In Bilbao’s case, her mother and grandmother found the Miami Childrens Theater for her when it became clear where her interests lay.

“I was always really expressive and I always loved music, I was that kid who was singing everywhere,” she said. Her first role was a frog in “Honk Jr.,” she recalled with a laugh.

“I’m so grateful for the foundation Orlando gave me,” Forsberg said, when pondering if being on Broadway adds pressure to performing.

“Yes, it’s Broadway with a capital B,” she said, “but what I find is the training and love for the theater I was able to cultivate in Orlando inform my experience here.”

Floridian visits

A highlight of Gil’s tenure with “Kimberly Akimbo” has been visits by former teachers, including drama instructor Jonathan Jackson of Gil’s alma mater Windermere High, and Linda Boot, now choral director of Horizon High.

“She said I was her first student to book a Broadway show,” Gil said. “She was thrilled.”

He still jokes with Jackson about a mishap early in his scholastic theater career when a train he was supposed to push on stage got its wheels stuck and came apart in front of the audience.

Miguel Gil, who grew up in Central Florida, attends the opening night of “Kimberly Akimbo” at Broadway’s Booth Theatre on Nov. 10, 2022. Gil is an understudy covering three roles in the show. (Courtesy Chad Krause via Polk and Co.)

“Mr.
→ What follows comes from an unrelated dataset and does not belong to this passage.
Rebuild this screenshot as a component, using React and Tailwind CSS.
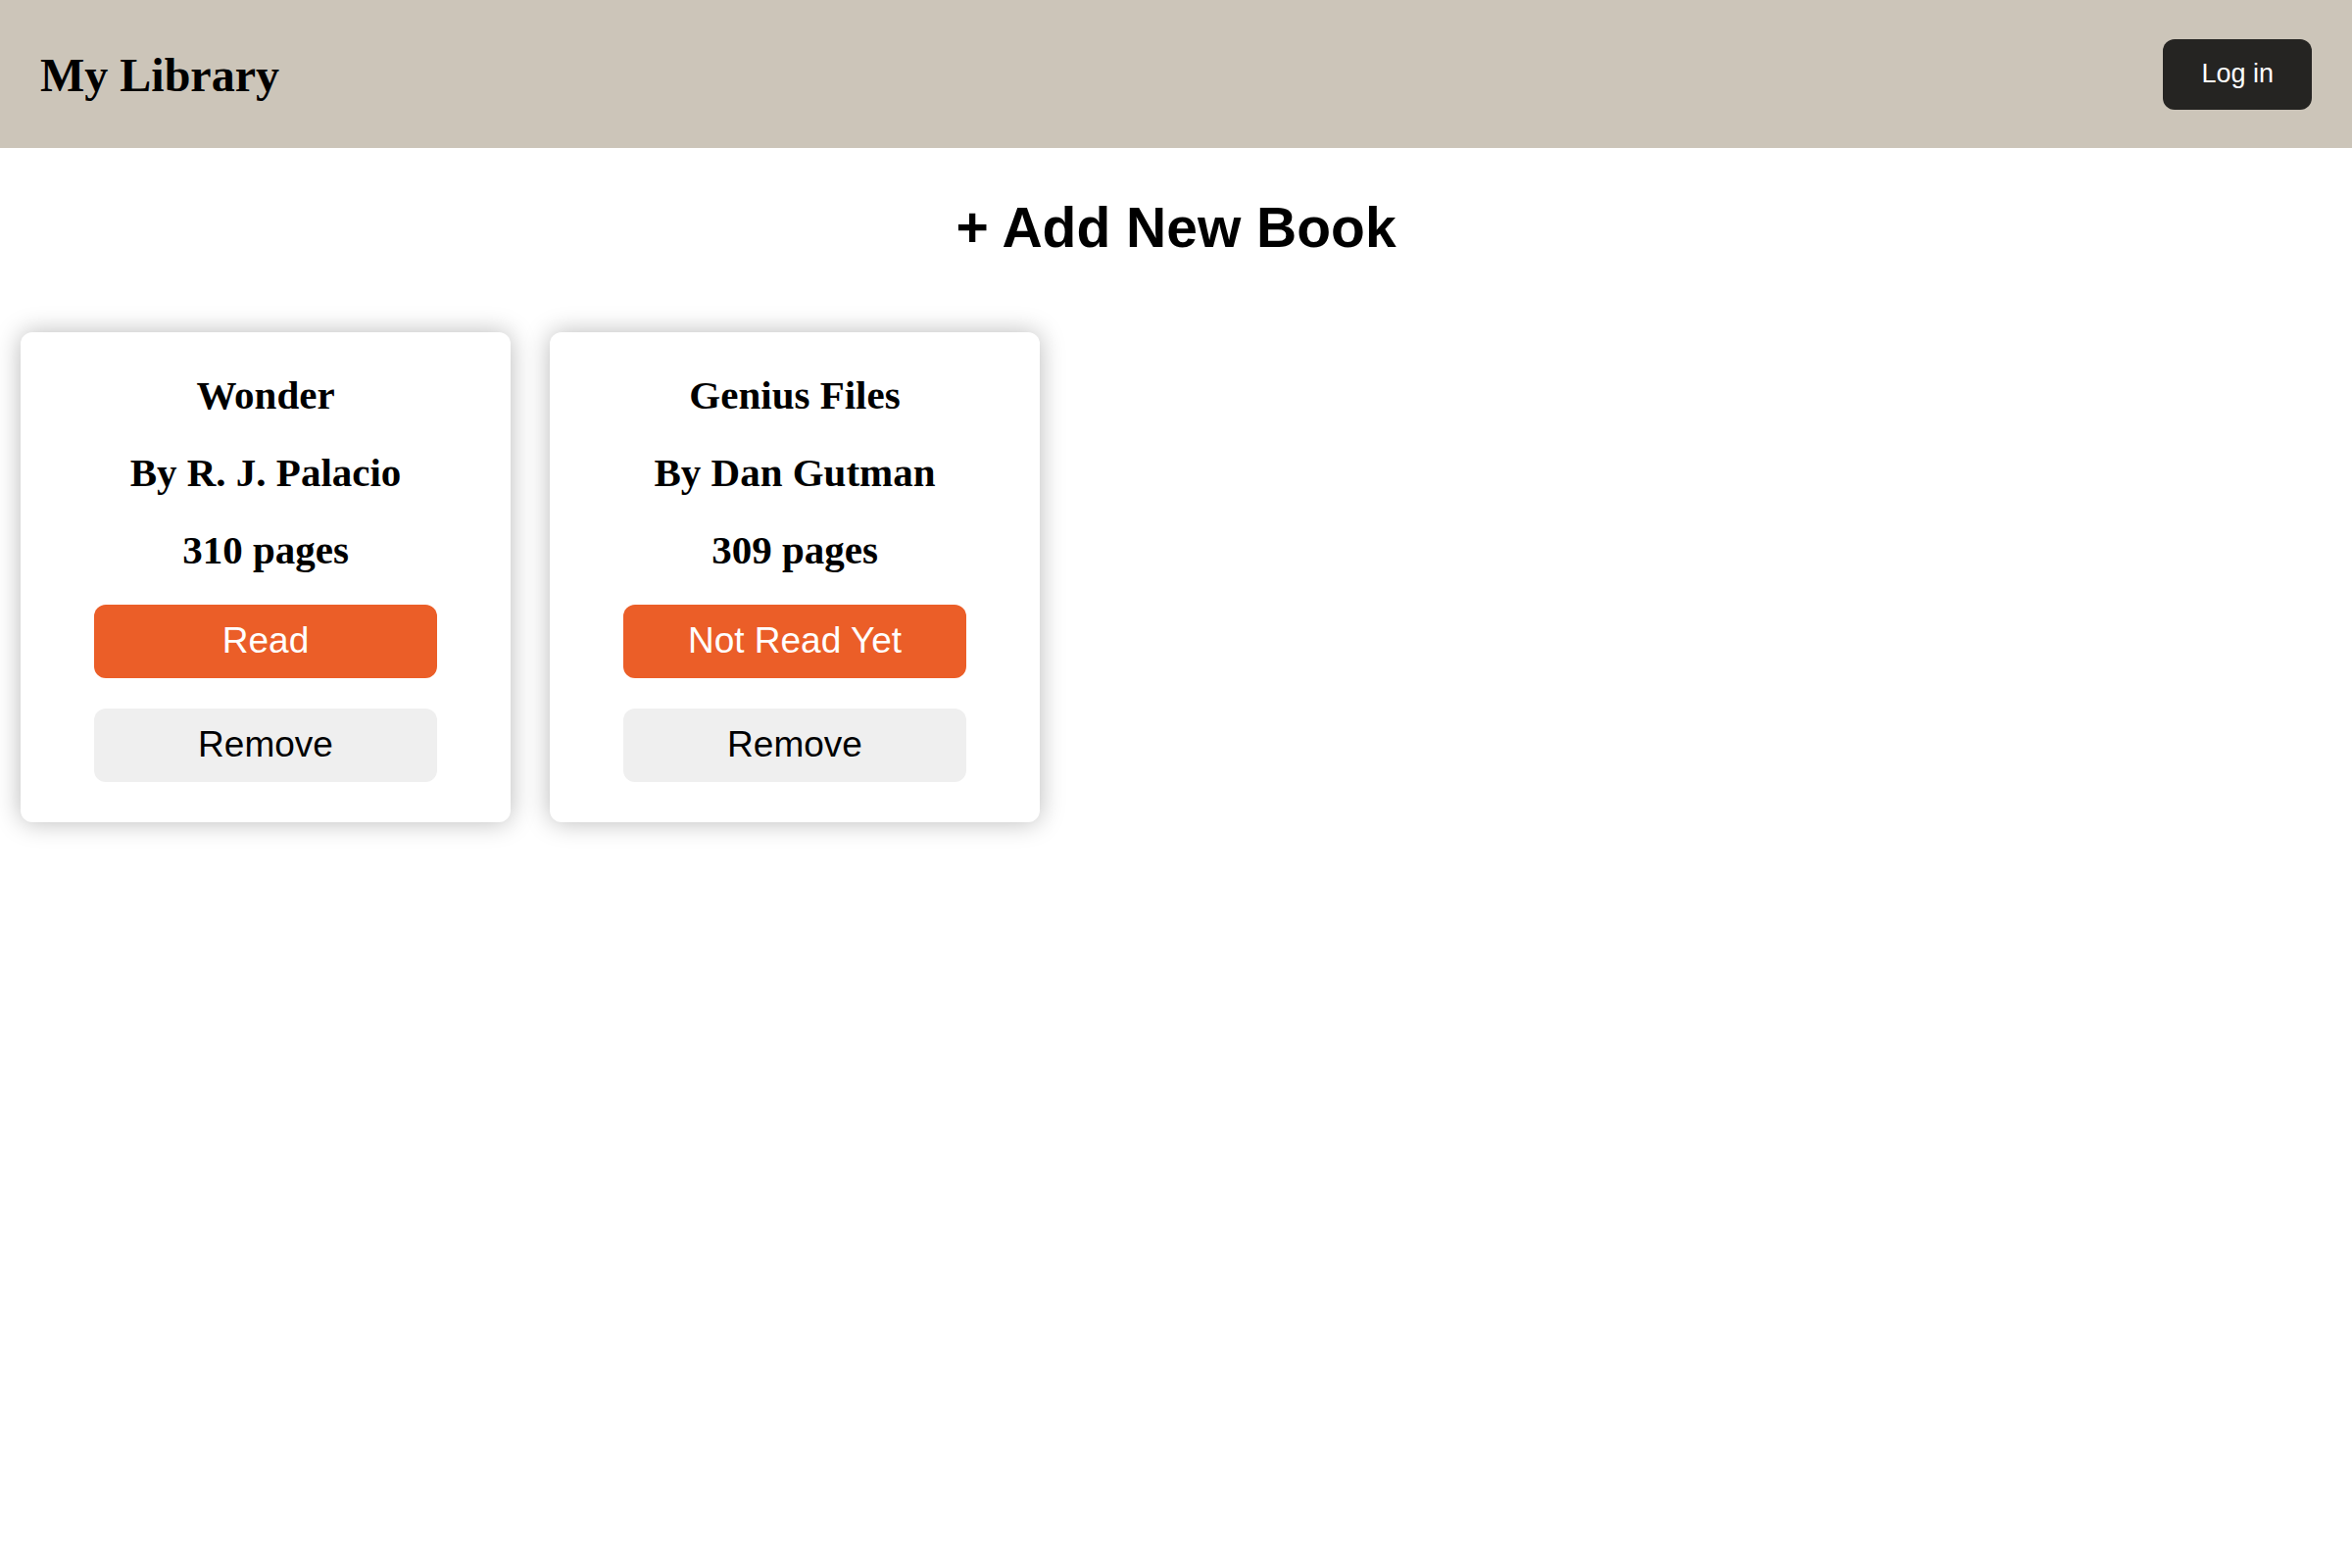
import React, { useState } from 'react';

const initialBooks = [
  { id: 1, title: 'Wonder', author: 'R. J. Palacio', pages: 310, read: true },
  { id: 2, title: 'Genius Files', author: 'Dan Gutman', pages: 309, read: false },
];

const BookCard = ({ book, onToggle, onRemove }) => {
  return (
    <div className="flex h-[500px] w-[500px] flex-col items-center justify-center rounded-xl bg-white shadow-[0_0_26px_rgba(0,0,0,0.28)]">
      <div className="flex flex-col items-center gap-8 font-['Liberation_Serif',serif] text-[41px] font-bold leading-[47px] text-black">
        <p>{book.title}</p>
        <p>By {book.author}</p>
        <p>{book.pages} pages</p>
      </div>
      <div className="mt-8 flex w-[350px] flex-col gap-[31px] font-['Liberation_Sans',Arial,sans-serif] text-[37px]">
        <button
          onClick={() => onToggle(book.id)}
          className="h-[75px] w-full rounded-xl bg-[#eb5e28] text-white"
        >
          {book.read ? 'Read' : 'Not Read Yet'}
        </button>
        <button
          onClick={() => onRemove(book.id)}
          className="h-[75px] w-full rounded-xl bg-[#efefef] text-black"
        >
          Remove
        </button>
      </div>
    </div>
  );
};

export default function App() {
  const [books, setBooks] = useState(initialBooks);

  const toggleRead = (id) => {
    setBooks(books.map(b => (b.id === id ? { ...b, read: !b.read } : b)));
  };

  const removeBook = (id) => {
    setBooks(books.filter(b => b.id !== id));
  };

  return (
    <div className="min-h-screen bg-white">
      {/* Header */}
      <header className="flex h-[151px] items-center justify-between bg-[#ccc5b9] px-[41px]">
        <h1 className="pt-[3px] font-['Liberation_Serif',serif] text-[48px] font-bold text-black">
          My Library
        </h1>
        <button className="h-[72px] rounded-xl bg-[#252422] px-[39px] font-['Liberation_Sans',Arial,sans-serif] text-[27px] text-white">
          Log in
        </button>
      </header>

      <button className="mx-auto mt-[49px] block font-['Liberation_Sans',Arial,sans-serif] text-[57px] font-bold leading-[1.15] text-black">
        + Add New Book
      </button>

      {/* Books */}
      <div className="mt-[73px] flex flex-wrap gap-10 px-[21px]">
        {books.map(book => (
          <BookCard key={book.id} book={book} onToggle={toggleRead} onRemove={removeBook} />
        ))}
      </div>
    </div>
  );
}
Jackson still makes fun of me for that,” he said.

And while his family is proud, he has a teenage sister to help keep his feet on the ground.

“She’s still my sister,” he said with a laugh. “She needs to keep me humble.”

Gil, who was born in Venezuela and came to Orlando with his family when he was 3, first thought sports might be his calling.

“I tried out for the basketball team, which was kind of a joke,” he recalled. “I didn’t make it.”

He later served as a technician on “White Christmas,” the first show ever staged in the newly opened school.

“Mr. Jackson recruited me right away,” he said. “I liked the people I was hanging out with, and then after that it turned into ‘This is really fun.’”

His first starring role was as the Kevin Bacon character in the stage adaptation of “Footloose,” and in 2021 he was a nominee in the national Jimmy Awards program, a celebration of student theater excellence run locally by the Dr. Phillips Center for the Performing Arts. That led to auditions for “Kimberly Akimbo” before its off-Broadway run.

Feeling pressure

He just missed out on being cast, but when the show transferred to Broadway, the creative team remembered him and came calling. Gil was studying musical theater at Shenandoah University in Virginia but took a break from school for the chance to work in New York — a daunting proposition.

“Literally, the first day of going in and saying my name was scary,” he said.

Daniel Yearwood and Maria Bilbao play young sweethearts Anthony and Johanna in the current Broadway production of “Sweeney Todd.” (Courtesy Matthew Murphy and Evan Zimmerman)

Bilbao — who says she mediates a lot to fight “imposter syndrome” — has felt the pressure, too.

“I think it hit me we were on Broadway in our first preview and seeing an audience that size,” she said. “The pressure can get very real when you start thinking, ‘I’m on Broadway and I have to make all these people proud.’”

She said co-star Ruthie Ann Miles, a Tony winner, was particularly helpful in reminding her: “I am enough, I deserve to be here.”

Bilbao and Forsberg both sought out their roles.

“I saw the promo when Annaleigh and Josh were revealed as stars of the new revival and I reached out to my agent,” Bilbao said. Her agent wasn’t optimistic, thinking the production would go with established stars, “and then suddenly out of nowhere in November…”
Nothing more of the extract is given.